Die zumutbare Unterhaltsleistung der Eltern wird in § 31 Abs. 1 StudFG mit bestimmten Prozentsätzen der Bemessungsgrundlage bestimmt.
Von einer geringeren zumutbaren Unterhaltsleistung ist gemäß § 31 Abs. 2 StudFG auszugehen, wenn der Studierende nachweist, dass der ihm von einem Elternteil geleistete Unterhalt nicht die sich aus Abs. 1 ergebende Höhe erreicht, obwohl auf Grund der Eignung des Studierenden für das gewählte Studium grundsätzlich ein Unterhaltsanspruch besteht. Der Nachweis ist nur erbracht, wenn das zuständige Gericht dem Studierenden trotz ausdrücklichem Antrag einen niedrigeren Unterhalt als nach den obigen Sätzen zugesprochen hat oder der Studierende den Unterhalt trotz einer zur Hereinbringung der laufenden Unterhaltsbeträge geführten Exekution auf wiederkehrende Leistungen, die künftig fällig werden (§ 291c der Exekutionsordnung), gegebenenfalls einer Exekution zur Sicherstellung (§ 372 der Exekutionsordnung) nicht erhalten hat.
Gemäß § 52c Abs. 1 StudFG ist der Studienzuschuss eine Förderung zur Tragung des allgemeinen Studienbeitrages oder einer vergleichbaren Studiengebühr an Bildungseinrichtungen gemäß § 3 Abs. 1 oder gleichgestellten Bildungseinrichtungen.
Für Studienbeihilfenbezieher, die einen Studienbeitrag entrichtet haben, besteht gemäß § 52c Abs. 2 StudFG Anspruch auf einen Studienzuschuss. Die Höhe des Studienzuschusses entspricht dem jeweils entrichteten Studienbeitrag für zwei Semester, höchstens jedoch dem allgemeinen Studienbeitrag nach dem Hochschul-Taxengesetz 1972, für zwei Semester.
Für ordentliche Studierende an Bildungseinrichtungen gemäß § 3 Abs. 1 oder gleichgestellten Bildungseinrichtungen, die einen Studienbeitrag entrichten müssen und keinen Anspruch auf Studienbeihilfe haben, besteht gemäß § 52c Abs. 3 StudFG Anspruch auf einen Studienzuschuss, wenn sie die allgemeinen Voraussetzungen für die Studienbeihilfe gemäß § 6 Z. 2 bis 4 StudFG erfüllen und die Entrichtung des Studienbeitrages im jeweiligen Semester nachgewiesen haben.

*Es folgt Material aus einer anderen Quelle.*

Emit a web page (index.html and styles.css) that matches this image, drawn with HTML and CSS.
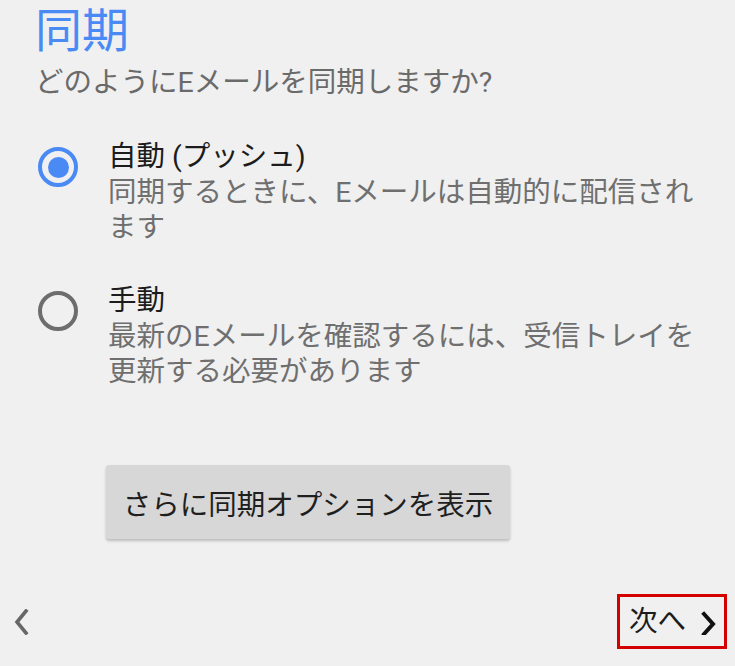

Der Höchstbetrag des Studienzuschusses für Studierende, die keinen Anspruch auf Studienbeihilfe haben, richtet sich gemäß § 52c Abs. 4 StudFG nach Abs. 2. Er vermindert sich jedoch um jenen Betrag, der gemäß § 30 Abs. 2 Z. 1 bis 5 die jährlich jeweils mögliche Höchststudienbeihilfe übersteigt. Der sich so ergebende Betrag ist auf ganze Euro zu runden. Wenn der so errechnete jährliche Studienzuschuss EUR 150,-- unterschreitet, besteht kein Anspruch auf einen Studienzuschuss.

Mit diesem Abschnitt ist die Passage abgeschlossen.